The annual deficit of $15.5 billion was increased to 8.8 percent of GDP by the $NZ6 billion for that quarter, at the end of September 2008. New Zealand’s current account deficit is listed 25th best of the 30 OECD countries after Iceland. Other analysts view it as a “huge debtor nation” with international liabilities of $297.1 billion and assets of only $131.2 billion. The impact on ordinary people’s lives is clearly being seen when as a nation they are spending more than they are saving. A report released accounts for the unemployment rate at 4.2 percent and forecasting its increase to 7.2 percent by 2010. This trend is worsening because for the first time since the Great Depression of 1930s, people formed queues outside the Auckland City Mission; considering that in the four weeks prior to Christmas, the Mission gave out food to 6,000 people.

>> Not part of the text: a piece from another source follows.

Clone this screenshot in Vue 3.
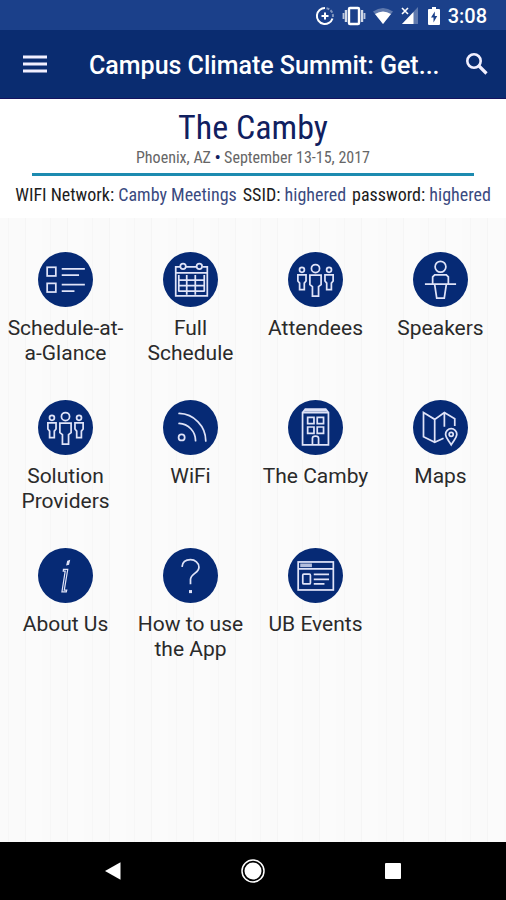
<script setup>
const tiles = [
  { icon: 'list', label: 'Schedule-at-a-Glance' },
  { icon: 'calendar', label: 'Full Schedule' },
  { icon: 'people', label: 'Attendees' },
  { icon: 'speaker', label: 'Speakers' },
  { icon: 'people', label: 'Solution Providers' },
  { icon: 'feed', label: 'WiFi' },
  { icon: 'building', label: 'The Camby' },
  { icon: 'map', label: 'Maps' },
  { icon: 'info', label: 'About Us' },
  { icon: 'help', label: 'How to use the App' },
  { icon: 'browser', label: 'UB Events' }
]
</script>

<template>
  <div class="screen">
    <div class="status">
      <svg width="20" height="20" viewBox="0 0 20 20" fill="none" stroke="#fff" stroke-width="2">
        <path d="M10 2A8 8 0 1 0 17.5 12.500" />
        <path d="M11.500 2.200A8 8 0 0 1 17.900 11" stroke-opacity=".45" stroke-dasharray="3 1.500" />
        <path d="M10 6.500v7M6.500 10h7" />
      </svg>
      <svg width="24" height="20" viewBox="0 0 24 20" fill="none" stroke="#fff">
        <rect x="7" y="2" width="10" height="16" rx="1" stroke-width="2.400" />
        <path d="M4 4v12M20 4v12" stroke-width="2.400" stroke-opacity=".8" />
        <path d="M1.500 7v6M22.500 7v6" stroke-width="1.800" stroke-opacity=".7" />
      </svg>
      <svg width="20" height="20" viewBox="0 0 20 20" fill="#fff">
        <path d="M10 18L0 5.500Q10-1.500 20 5.500Z" fill-opacity=".3" />
        <path d="M10 18L2 8Q10 3 18 8Z" />
      </svg>
      <svg width="20" height="20" viewBox="0 0 20 20" fill="#fff">
        <path d="M18 1v17H2Z" fill-opacity=".3" />
        <path d="M13.500 6v12H2Z" />
        <path d="M2 2l6 6M8 2l-6 6" stroke="#fff" stroke-width="1.600" />
      </svg>
      <svg width="14" height="20" viewBox="0 0 14 20">
        <path d="M2 3h3V1h4v2h3q1 0 1 1v14q0 1-1 1H2q-1 0-1-1V4q0-1 1-1Z" fill="#fff" />
        <path d="M7.800 5.500L4 11.500h2.500v5L10.200 10H7.800Z" fill="#1b408a" />
      </svg>
      <span class="time">3:08</span>
    </div>

    <header class="bar">
      <button class="tool" aria-label="Menu">
        <svg width="24" height="20" viewBox="0 0 24 20" stroke="#f1efff" stroke-width="2.800">
          <path d="M0 3h24M0 10h24M0 17h24" />
        </svg>
      </button>
      <h1>Campus Climate Summit: Get...</h1>
      <button class="tool" aria-label="Search">
        <svg width="24" height="24" viewBox="0 0 24 24" fill="none" stroke="#f1efff">
          <circle cx="9" cy="9" r="6.700" stroke-width="2.600" />
          <path d="M14 14l7.500 7.500" stroke-width="3.200" />
        </svg>
      </button>
    </header>

    <section class="banner">
      <h2>The Camby</h2>
      <p class="place">Phoenix, AZ <b>•</b> September 13-15, 2017</p>
      <hr />
      <p class="network">
        <span>WIFI Network: <em>Camby Meetings</em></span>
        <span>SSID: <em>highered</em></span>
        <span>password: <em>highered</em></span>
      </p>
    </section>

    <main>
      <nav class="grid">
        <a v-for="tile in tiles" :key="tile.label" href="#" class="tile">
          <svg class="disc" viewBox="0 0 54 54" fill="none" stroke="#dfe3f8" stroke-width="1.700">
            <circle cx="27" cy="27" r="27" fill="#062a75" stroke="none" />
            <g v-if="tile.icon === 'list'">
              <rect x="9" y="15" width="8.500" height="8.500" />
              <rect x="9" y="30.800" width="8.500" height="8.500" />
              <path d="M23.300 16.500H46M23.300 22.700h17M23.300 32H46M23.300 38.300h12.500" />
            </g>
            <g v-else-if="tile.icon === 'calendar'">
              <path d="M17 14.500h-4.500V43h31V14.500H39M22.500 14.500h10M12.500 20.500h31" />
              <circle cx="19.700" cy="14" r="2.700" />
              <circle cx="35.700" cy="14" r="2.700" />
              <path d="M15 27.500h26M15 33h26M15 38.500h26M23.300 22.500V42M31.700 22.500V42M15.500 22.500V38.500M40.500 22.500V38.500" />
            </g>
            <g v-else-if="tile.icon === 'people'">
              <circle cx="27" cy="16.300" r="4" />
              <path d="M21.500 22.800h11v9.200l-2.500 2v9.300h-6V34l-2.500-2Z" />
              <circle cx="13.700" cy="17.500" r="2.400" />
              <path d="M9.700 22.500h8v6l-1.700 2V37h-4.600v-6.500l-1.700-2Z" />
              <circle cx="40.300" cy="17.500" r="2.400" />
              <path d="M36.300 22.500h8v6l-1.700 2V37h-4.600v-6.500l-1.700-2Z" />
            </g>
            <g v-else-if="tile.icon === 'speaker'">
              <circle cx="27" cy="14.500" r="5.300" />
              <path d="M19.300 31v-6.500l2-2h11.400l2 2V31M11.700 31.500h30.600M21.300 32l2 13.200h7.400l2-13.200" />
            </g>
            <g v-else-if="tile.icon === 'feed'" stroke-linecap="round">
              <circle cx="18.300" cy="36.700" r="3" />
              <path d="M15.800 23A17 17 0 0 1 32 40M15.800 13.200A27 27 0 0 1 42 40.200" />
            </g>
            <g v-else-if="tile.icon === 'building'">
              <path d="M14.300 12.500h25.400V44H14.300ZM14.500 12l2.500-3h20l2.500 3M16 10.500h22" />
              <path d="M19.300 17h6.200v6.200h-6.200ZM28.700 17h6.200v6.200h-6.200ZM19.300 26.500h6.200v6.200h-6.200ZM28.700 26.500h6.200v6.200h-6.200Z" />
              <path d="M24 44v-6.500q0-2 3-2t3 2V44" />
            </g>
            <g v-else-if="tile.icon === 'map'">
              <path d="M30 37.500l-8.700 4-11-5.500V12.300L21.300 19l9.500-6.700L41 18.500v7M21.300 19v22.500M30.800 12.300v14" />
              <path d="M37.500 44c-2.500-4.500-5.500-7-5.500-10.300a5.500 5.500 0 0 1 11 0c0 3.300-3 5.800-5.500 10.300Z" />
              <circle cx="37.500" cy="33.700" r="2" />
            </g>
            <g v-else-if="tile.icon === 'info'" stroke-width="1.200">
              <path d="M29.200 13l1.600-.6-.8 3.600-1.600.4Z" fill="#dfe3f8" />
              <path d="M25 21h4.200l-3.400 20.300h2.400l-.4 1.700h-4.300l3.200-20.300H24.800Z" />
            </g>
            <g v-else-if="tile.icon === 'help'">
              <path d="M18.700 18.500c.4-4.500 3.800-7 8.300-7s8.300 3 8.300 7.300c0 6-8.300 6.200-8.300 12.200v4.500" />
              <path d="M27 41.300v3" stroke-width="3" />
            </g>
            <g v-else>
              <rect x="10" y="13.700" width="34.500" height="27.500" />
              <path d="M10 20.500h34.500M25.300 26h15M25.300 30.700h15M25.300 35.200h10.500" />
              <path d="M12 17h11.500" stroke-width="3.600" stroke-opacity=".8" />
              <rect x="14.500" y="25.700" width="7.500" height="9.600" rx="1" />
            </g>
          </svg>
          <span class="label">{{ tile.label }}</span>
        </a>
      </nav>
    </main>

    <footer class="keys">
      <button aria-label="Back">
        <svg width="24" height="24" viewBox="0 0 24 24" fill="#fff"><path d="M4 12L19.500 3.200v17.600Z" /></svg>
      </button>
      <button aria-label="Home">
        <svg width="24" height="24" viewBox="0 0 24 24" fill="#fff">
          <circle cx="12" cy="12" r="11" fill="none" stroke="#fff" stroke-width="1.500" />
          <circle cx="12" cy="12" r="8.500" />
        </svg>
      </button>
      <button aria-label="Recent apps">
        <svg width="24" height="24" viewBox="0 0 24 24" fill="#fff"><rect x="4" y="4" width="16" height="16" rx="1" /></svg>
      </button>
    </footer>
  </div>
</template>

<style>
body {
  margin: 0;
}
</style>

<style scoped>
.screen {
  min-height: 100vh;
  display: flex;
  flex-direction: column;
  background: #fafafa;
  font-family: Roboto, "Liberation Sans", sans-serif;
}
button {
  border: 0;
  padding: 0;
  background: none;
  display: flex;
}
.status {
  box-sizing: border-box;
  display: flex;
  align-items: center;
  justify-content: flex-end;
  gap: 7px;
  height: 30px;
  padding: 2px 19px 0 0;
  background: #1b408a;
}
.time {
  color: #fff;
  font-size: 20px;
  font-weight: 500;
  line-height: 28px;
}
.bar {
  display: flex;
  align-items: center;
  height: 68px;
  padding: 0 17px 0 23px;
  background: #0a2c70;
  border-bottom: 1px solid #15135f;
}
.bar h1 {
  flex: 1;
  margin: 0 0 0 42px;
  padding-top: 4px;
  color: #fff;
  font-size: 25px;
  font-weight: 500;
  line-height: 32px;
  white-space: nowrap;
}
.banner {
  padding: 8px 0 12px;
  background: #fff;
  text-align: center;
  font-family: "Roboto Condensed", Roboto, sans-serif;
}
.banner h2 {
  margin: 0;
  color: #10205f;
  font-size: 34px;
  font-weight: 400;
  line-height: 40px;
}
.place {
  margin: 0;
  color: #666;
  font-size: 16px;
  line-height: 22px;
}
.place b {
  color: #10205f;
}
.banner hr {
  margin: 4px 32px;
  border: 0;
  height: 3px;
  background: #1c8bb0;
}
.network {
  display: flex;
  justify-content: center;
  gap: 6px;
  margin: 0;
  padding-top: 4px;
  color: #1c1c1c;
  font-size: 18px;
  line-height: 22px;
  white-space: nowrap;
}
.network em {
  color: #3a4a80;
  font-style: normal;
}
main {
  flex: 1;
  padding: 34px 3px 0;
  background: repeating-linear-gradient(90deg, #fafafa 0 8px, #f6f6f6 8px 9px, #fafafa 9px 25px, #f5f5f5 25px 26px, #fbfbfb 26px 42px);
}
.grid {
  display: grid;
  grid-template-columns: repeat(4, 1fr);
  row-gap: 34px;
}
.tile {
  display: flex;
  flex-direction: column;
  align-items: center;
  gap: 9px;
  color: #2a2a2a;
  text-decoration: none;
}
.disc {
  width: 55px;
  height: 55px;
}
.label {
  max-width: 120px;
  font-size: 21px;
  font-weight: 400;
  line-height: 25px;
  text-align: center;
}
.keys {
  display: flex;
  justify-content: space-between;
  align-items: center;
  height: 58px;
  padding: 0 101px;
  background: #000;
}
</style>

The implementation of the monetary policy is however faced with a lot of challenges; the most being the time lag that occurs between applying a policy and the moment when the effects of that policy are evident. In this case, it can take up to 24 months for the results to take effect and the Reserve bank should take actions for the future of the economy and not because of what is currently affecting the economy. Sometimes, there are economies that are growing in certain areas while not growing in others. An example is when there is increased demand but weak exports worsened by high dollar that fuels cheap exports. This situation the inflationary risks were so high causing the Reserve Bank to raise the OCR in 2004 and 2005. Lastly, the Reserve bank ought to take care of ‘price shocks’ relating to key commodities such as oil which can easily contribute to inflation. The government’s reaction to situations of recession ought to be timely and effective so as to give time for certain policies to take effect. For monetary policies, it is important to lay down specific aims and objectives to guide various enforcers in a case where the current government does not complete its mission while in power.